By specifying 'kind' you can make a 'bar' plot or others.
sns.catplot(x = 'cylinders', y = "mpg", hue = "origin", data = df, kind = 'box')
sns.catplot(x = 'cylinders', y = "mpg", hue = "origin", data = df, kind = 'swarm')
Distplot¶
Useful to check the distribution of a continous variable.
This is a histogram with a KDE (kernal density estimate) overlayed on top of it.
sns.distplot(df['horsepower'])
It is possible to change the number of bins and remove the KDE line:
sns.distplot(df['horsepower'], bins = 5,kde = False, color = "black")
Lineplot¶
Good for plotting a continous variable against an ordered variable like 'model_year'
This automatically includes a 95% confidence interval that you can change to standard deviation using ci="sd" similarly to for barplots earlier.
sns.lineplot(x = "model_year", y = "horsepower", data = df)
#style='origin' makes different style lines for each origin
#err_style='bars' converts to using bars to represent error
sns.lineplot(x = "model_year", y = "horsepower", style = "origin", err_style = "bars", color = 'black', data = df)
#choose legend location
plt.legend(loc = "upper right", fontsize = "small")
#hue='origin' uses a different color line for each origin
sns.lineplot(x = 'model_year', y = 'mpg', hue = "origin", data = df)
#choose legend location, and place legend outside graph. bbox_to_anchor moves legend from starting position.
plt.legend(loc = "center left", bbox_to_anchor = (1,0.5))
Scatterplots¶
Good for plotting two continuous variables
sns.scatterplot(x = 'horsepower', y = 'displacement', data = df)
#the alpha option determines how transparent the dots are, so you can see where they pile up
sns.scatterplot(x = 'horsepower', y = 'displacement', data = df, alpha = 0.5, color = 'black')
sns.scatterplot(x = 'horsepower', y = "displacement", hue = "origin", data = df)
plt.legend(loc = "center left", bbox_to_anchor = (1,0.5), fontsize="x-small")
Jointplot¶
Jointplot combines scatter plot and dist plot.

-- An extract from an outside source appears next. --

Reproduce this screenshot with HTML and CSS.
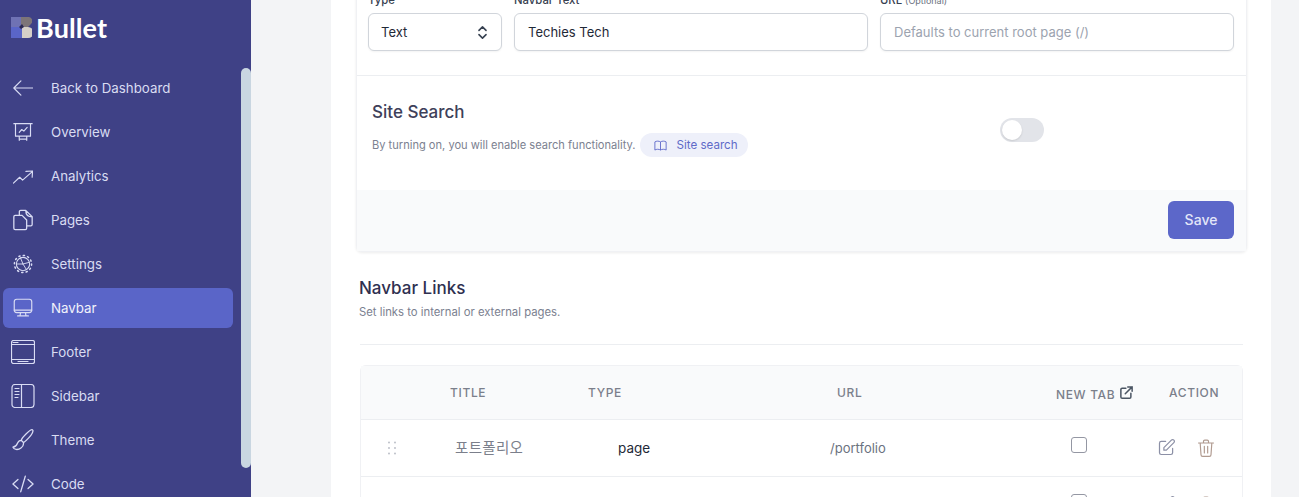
FILE: index.html
```html
<!DOCTYPE html>
<html lang="en">
<head>
<meta charset="utf-8">
<title>Navbar</title>
<link rel="stylesheet" href="styles.css">
</head>
<body>
<aside class="side">
  <div class="logo">
    <svg class="logo-mark" viewBox="0 0 21 21"><rect x="0" y="0" width="10" height="10" fill="#6f72b4"/><rect x="0" y="10" width="11" height="11" fill="#5a65c8"/><path d="M10 0h7a4 4 0 0 1 3 7l-3 3h-7z" fill="#7d7578"/><path d="M11 10h6a4 4 0 0 1 0 11h-6z" fill="#d6d0c8"/><path d="M8 10l3-3 2 3-3 2z" fill="#2c2a55"/></svg>
    <span class="logo-text">Bullet</span>
  </div>
  <nav class="nav">
    <a class="nav-item"><svg class="ni" viewBox="0 0 24 24"><path d="M9.500 3.500L1 12l8.500 8.500M1 12h23"/></svg><span>Back to Dashboard</span></a>
    <a class="nav-item"><svg class="ni" viewBox="0 0 24 24"><path d="M1 2h22M3 2v15h18V2M3 17h18M7.500 12.500l3-3.500 2.500 2 4-4.500M7.500 17v5M16.500 17v5M7.500 20.500h9"/></svg><span>Overview</span></a>
    <a class="nav-item"><svg class="ni" viewBox="0 0 24 24"><path d="M.5 20.500l7.500-7 3.500 3.500 12-10.500M15.500 6.500l8-.5-.5 7.500"/></svg><span>Analytics</span></a>
    <a class="nav-item"><svg class="ni ni-tall" viewBox="0 0 24 24"><path d="M8 7V3A1.500 1.500 0 0 1 9.500 1.500H15l7 7V17a1.500 1.500 0 0 1-1.500 1.500H16M15 1.500c0 5 2 7 7 7M2 8.500A1.500 1.500 0 0 1 3.500 7H11l5 5v9a1.500 1.500 0 0 1-1.500 1.500h-11A1.500 1.500 0 0 1 2 21z"/></svg><span>Pages</span></a>
    <a class="nav-item"><svg class="ni" viewBox="0 0 24 24"><circle cx="12" cy="12" r="8" stroke-width="1.300"/><circle cx="12" cy="12" r="10.300" stroke-dasharray="1.500 3.894" stroke-width="1.800"/><path d="M9 4.800l3 7.200H4.500M12 12l4 6.500M12 12l7.500-2" stroke-width="1.100"/></svg><span>Settings</span></a>
    <a class="nav-item is-active"><svg class="ni" viewBox="0 0 24 24"><rect x="1.500" y="1.500" width="21" height="16" rx="3"/><path d="M1.500 14.500h21M9 17.500l-.5 4M15 17.500l.5 4M5.500 21.500h13"/></svg><span>Navbar</span></a>
    <a class="nav-item"><svg class="ni ni-wide" viewBox="0 0 24 24"><rect x=".5" y=".5" width="23" height="23" rx="2"/><path d="M.5 4.500h23M.5 19.500h23M7 21.500h10M2 2.500h5"/></svg><span>Footer</span></a>
    <a class="nav-item"><svg class="ni ni-wide" viewBox="0 0 24 24"><rect x="1" y=".5" width="22" height="23" rx="3"/><path d="M10.500.5v23M4 4.500h4M4 7.500h4M4 10.500h4M4 13.500h3"/></svg><span>Sidebar</span></a>
    <a class="nav-item"><svg class="ni ni-tall" viewBox="0 0 24 24"><path d="M22.500 1c1.300 1-1 5.500-4.500 9-2.300 2.500-4.500 4.300-5.500 4.800L10 12.300c.5-1.500 2.300-3.800 5-6.500 3.300-3.300 6.300-5.800 7.500-4.800zM10 12.300c-2 .2-3.500 1.500-4.200 3.500-.6 2-1.600 3.500-4.800 4 .8 2.800 5.500 3.500 8.800 1 2.200-1.700 3-4 2.700-6"/></svg><span>Theme</span></a>
    <a class="nav-item"><svg class="ni ni-tall" viewBox="0 0 24 24"><path d="M6.500 7L1 12l5.500 5M17.500 7l5.500 5-5.500 5M14.500 3.500l-5 17"/></svg><span>Code</span></a>
  </nav>
  <div class="thumb"></div>
</aside>

<main class="main">
  <div class="panel">
    <section class="card">
      <div class="fields">
        <div class="field field-type">
          <label class="label">Type</label>
          <div class="input input-select"><span>Text</span><svg class="sel" viewBox="0 0 24 24"><path d="M7 9l5-5 5 5M17 15l-5 5-5-5"/></svg></div>
        </div>
        <div class="field">
          <label class="label">Navbar Text</label>
          <div class="input">Techies Tech</div>
        </div>
        <div class="field">
          <label class="label">URL <small class="opt">(Optional)</small></label>
          <div class="input is-placeholder">Defaults to current root page (/)</div>
        </div>
      </div>
      <div class="search">
        <div class="search-copy">
          <h3 class="search-title">Site Search</h3>
          <div class="search-line">
            <span class="muted">By turning on, you will enable search functionality.</span>
            <a class="pill"><svg class="pill-ic" viewBox="0 0 24 24"><path d="M12 6.253v13C10.832 18.477 9.246 18 7.500 18S4.168 18.477 3 19.253v-13C4.168 5.477 5.754 5 7.500 5s3.332.477 4.500 1.253zm0 0C13.168 5.477 14.754 5 16.500 5c1.747 0 3.332.477 4.500 1.253v13C19.832 18.477 18.247 18 16.500 18c-1.746 0-3.332.477-4.500 1.253"/></svg>Site search</a>
          </div>
        </div>
        <div class="toggle"><span class="knob"></span></div>
      </div>
      <div class="card-foot"><button class="save">Save</button></div>
    </section>

    <section class="links">
      <h3 class="links-title">Navbar Links</h3>
      <p class="muted links-desc">Set links to internal or external pages.</p>
      <hr class="rule">
      <div class="table">
        <div class="thead">
          <span></span><span>TITLE</span><span>TYPE</span><span>URL</span>
          <span class="th-tab">NEW TAB <svg class="ext" viewBox="0 0 24 24"><path d="M11 5H5a2 2 0 0 0-2 2v12a2 2 0 0 0 2 2h12a2 2 0 0 0 2-2v-6M14 3h7v7M21 3L10 14"/></svg></span>
          <span>ACTION</span>
        </div>
        <div class="row">
          <span class="drag"><svg viewBox="0 0 10 14"><g fill="#b6bac3"><circle cx="2" cy="1.500" r=".9"/><circle cx="8" cy="1.500" r=".9"/><circle cx="2" cy="7" r=".9"/><circle cx="8" cy="7" r=".9"/><circle cx="2" cy="12.500" r=".9"/><circle cx="8" cy="12.500" r=".9"/></g></svg></span>
          <span class="c-title">포트폴리오</span>
          <span class="c-type">page</span>
          <span class="c-url">/portfolio</span>
          <span class="check"></span>
          <span class="acts">
            <svg class="edit" viewBox="0 0 24 24"><path d="M11 5H6a2 2 0 0 0-2 2v11a2 2 0 0 0 2 2h11a2 2 0 0 0 2-2v-5m-1.414-9.414a2 2 0 1 1 2.828 2.828L11.828 15H9v-2.828l8.586-8.586z"/></svg>
            <svg class="trash" viewBox="0 0 24 24"><path d="M3 6h18M9 6V4a1.500 1.500 0 0 1 1.500-1.500h3A1.500 1.500 0 0 1 15 4v2M5 6l1 14a2 2 0 0 0 2 2h8a2 2 0 0 0 2-2l1-14M10 10v8M14 10v8"/></svg>
          </span>
        </div>
        <div class="row">
          <span class="drag"></span><span></span><span></span><span></span>
          <span class="check"></span>
          <span class="acts">
            <svg class="edit" viewBox="0 0 24 24"><path d="M11 5H6a2 2 0 0 0-2 2v11a2 2 0 0 0 2 2h11a2 2 0 0 0 2-2v-5m-1.414-9.414a2 2 0 1 1 2.828 2.828L11.828 15H9v-2.828l8.586-8.586z"/></svg>
            <svg class="trash" viewBox="0 0 24 24"><path d="M3 6h18M9 6V4a1.500 1.500 0 0 1 1.500-1.500h3A1.500 1.500 0 0 1 15 4v2M5 6l1 14a2 2 0 0 0 2 2h8a2 2 0 0 0 2-2l1-14M10 10v8M14 10v8"/></svg>
          </span>
        </div>
      </div>
    </section>
  </div>
</main>
</body>
</html>
```
FILE: styles.css
```css
* { box-sizing: border-box; }
html, body { height: 100%; }
body {
  margin: 0;
  height: 497px;
  overflow: hidden;
  display: flex;
  font-family: Inter, "Noto Sans CJK KR", sans-serif;
  color: #1f2937;
  background: #f3f4f6;
}

/* sidebar */
.side {
  position: relative;
  flex: 0 0 251px;
  height: 497px;
  overflow: hidden;
  background: #3f4186;
  padding: 0 18px 0 3px;
}
.logo { height: 68px; display: flex; align-items: center; padding: 0 0 13px 8px; }
.logo-mark { width: 21px; height: 21px; flex: none; }
.logo-text { margin-left: 4px; font-family: Lato, sans-serif; font-weight: 700; font-size: 27px; line-height: 32px; color: #fff; letter-spacing: .1px; }
.nav { display: flex; flex-direction: column; gap: 4px; }
.nav-item {
  height: 40px;
  flex: none;
  display: flex;
  align-items: center;
  border-radius: 6px;
  font-size: 13.300px;
  color: #d9dcf2;
}
.nav-item > span { margin-left: 6px; line-height: 16px; padding-bottom: 0; margin-top: 0; }
.ni {
  width: 20px; height: 20px;
  margin: -1px 12px 0 10px;
  flex: none;
  fill: none;
  stroke: #d9dcf4;
  stroke-width: 1.400;
  stroke-linecap: round;
  stroke-linejoin: round;
}
.ni-tall { width: 22px; height: 22px; margin: -1px 11px 0 9px; }
.ni-wide { width: 24px; height: 24px; margin: -1px 10px 0 8px; stroke-width: 1.200; }
.is-active { background: #5a65c8; color: #f1f2fb; }
.thumb {
  position: absolute;
  left: 241px; top: 68px;
  width: 10px; height: 400px;
  border-radius: 5px;
  background: #c9d6e1;
}

/* main */
.main { flex: 1; padding: 0 28px 0 80px; min-width: 0; }
.panel { background: #fff; padding: 0 24px 0 25px; margin-top: -20px; height: 517px; }

.card {
  border: 1px solid #f0f1f4;
  border-top: 0;
  border-radius: 0 0 6px 6px;
  box-shadow: 0 1px 3px rgba(0,0,0,.08);
  background: #fff;
}
.fields {
  display: grid;
  grid-template-columns: 134px 1fr 1fr;
  gap: 12px;
  padding: 13px 12px 24px 11px;
  border-bottom: 1px solid #eceef1;
}
.label { display: block; height: 16px; margin-bottom: 4px; font-size: 11.300px; line-height: 15px; font-weight: 500; color: #374151; }
.opt { font-size: 9px; font-weight: 400; color: #6b7280; }
.input {
  height: 38px;
  border: 1px solid #d1d5db;
  border-radius: 6px;
  box-shadow: 0 1px 2px rgba(0,0,0,.05);
  display: flex;
  align-items: center;
  padding: 0 13px;
  font-size: 13px;
  line-height: 16px;
  color: #1f2937;
  background: #fff;
}
.input-select { justify-content: space-between; padding-right: 10px; padding-left: 12px; }
.sel { width: 17px; height: 17px; fill: none; stroke: #374151; stroke-width: 2.200; stroke-linecap: round; stroke-linejoin: round; }
.is-placeholder { color: #9ca3af; }

.search {
  height: 114px;
  display: flex;
  padding: 25px 15px 0;
}
.search-copy { width: 628px; flex: none; }
.search-title { margin: 0; font-size: 17px; line-height: 22px; font-weight: 500; color: #3e4059; }
.search-line { display: flex; align-items: center; margin-top: 10px; }
.muted { font-size: 11.100px; color: #7b8190; line-height: 16px; }
.pill {
  margin-left: 5px;
  width: 108px;
  height: 24px;
  padding: 0 0 0 13px;
  display: inline-flex;
  align-items: center;
  gap: 8px;
  border-radius: 12px;
  background: #eef0fa;
  font-size: 11.600px;
  color: #5f6ac8;
}
.pill-ic { width: 15px; height: 15px; fill: none; stroke: #5a65c8; stroke-width: 1.400; }
.toggle {
  width: 44px; height: 24px;
  margin-top: 17px;
  border-radius: 12px;
  background: #e2e4e9;
  padding: 2px;
}
.knob { display: block; width: 20px; height: 20px; border-radius: 50%; background: #fff; box-shadow: 0 1px 2px rgba(0,0,0,.12); }

.card-foot {
  height: 61px;
  background: #f9fafb;
  padding: 11px 12px 0 0;
  display: flex;
  justify-content: flex-end;
  align-items: flex-start;
}
.save {
  width: 66px; height: 38px;
  border: 0;
  border-radius: 6px;
  padding: 0 0 2px;
  background: #5c67c9;
  color: #e3e6f8;
  font: 500 14px Inter, sans-serif;
}

/* links */
.links { padding: 26px 4px 0 3px; }
.links-title { margin: 0; font-size: 17px; line-height: 20px; font-weight: 500; color: #2f3050; }
.links-desc { margin: 6px 0 0; font-size: 11.300px; line-height: 16px; }
.rule { margin: 24px 0 20px 1px; height: 1px; border: 0; background: #eceef1; }
.table { margin-left: 1px; border: 1px solid #f0f1f4; border-radius: 6px 6px 0 0; background: #fff; }
.thead {
  height: 54px;
  display: grid;
  grid-template-columns: 89px 138px 249px 219px 113px 1fr;
  align-items: center;
  background: #f9fafb;
  border-bottom: 1px solid #eceef1;
  font-size: 12px;
  font-weight: 500;
  letter-spacing: .65px;
  color: #7b7f8b;
}
.th-tab { display: flex; align-items: center; gap: 4px; padding-top: 3px; }
.ext { width: 15px; height: 15px; margin-top: -3px; fill: none; stroke: #4b5563; stroke-width: 2.400; stroke-linecap: round; stroke-linejoin: round; }
.row {
  height: 57px;
  display: grid;
  grid-template-columns: 94px 163px 212px 241px 85px 1fr;
  align-items: center;
  border-bottom: 1px solid #eceef1;
  font-size: 13px;
}
.drag { display: flex; padding-left: 26px; }
.drag svg { width: 10px; height: 14px; margin-top: -1px; }
.c-title { color: #7b7f8b; font-size: 14.500px; font-family: "Noto Sans CJK KR", sans-serif; letter-spacing: .3px; margin-top: -3px; }
.c-type { color: #1f2937; font-size: 13.500px; margin-top: -1px; }
.c-url { color: #6b7280; margin-top: -1px; }
.check { width: 16px; height: 16px; margin-top: -6px; border: 1.500px solid #9497a3; border-radius: 3px; background: #fff; }
.acts { display: flex; align-items: center; gap: 19px; margin-top: -1px; }
.edit { width: 21px; height: 21px; flex: none; fill: none; stroke: #8c90a6; stroke-width: 1.400; stroke-linecap: round; stroke-linejoin: round; }
.trash { width: 20px; height: 20px; flex: none; fill: none; stroke: #b09a8f; stroke-width: 1.400; stroke-linecap: round; stroke-linejoin: round; }
```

You can change how the data is graphed using the 'kind' option.
sns.jointplot(x = 'horsepower', y = 'displacement', data = df, kind = 'reg')
df["horsepower"].corr(df["displacement"],method="pearson")
#I couldn't figure out how to get the p-value for the correlation, if anyone knows, let me know!
Heatmap plots¶
pt = df.pivot_table(index = "origin", columns = "model_year", values = "mpg")
sns.heatmap(pt, cmap = 'coolwarm')
Pairplots¶
These are a great way to explore your data. The diagonal shows the distribution of the data for each variable, and the sides show scatterplots of variables plotted against eachother. You can use the 'hue' option to have different colors by an additional variable.
Here I used only a subset of 'df' because there were initally too many columns. I used df.iloc[:,[0,4,5,7]] to specify all the rows (:) and a list of columns ([0,4,5,7]). Remember that the numbering begins at 0 in python!
sns.pairplot(data = df.iloc[:,[0,4,5,7]], hue = 'origin')
Saving a plot¶
You can save a plot as any image type just by adding .jpg, .tiff, .png, ect in the file name. The image resolution can be set using the 'dpi' option. Note that you can include a longer file path to save to a specific location, otherwise it will save to your current working directory.
my_plot = sns.pairplot(data = df.iloc[:,[0,4,5,7]], hue = 'origin')
my_plot.savefig('my_plot.tiff', dpi = 300)
#pdf save option where text is editable in programs such as Illustrator:
plt.rcParams['pdf.fonttype'] = 42
my_plot.savefig('filename.pdf')
If you can't find your saved plot, you can check your current working directory using the following:
import os
print(os.getcwd())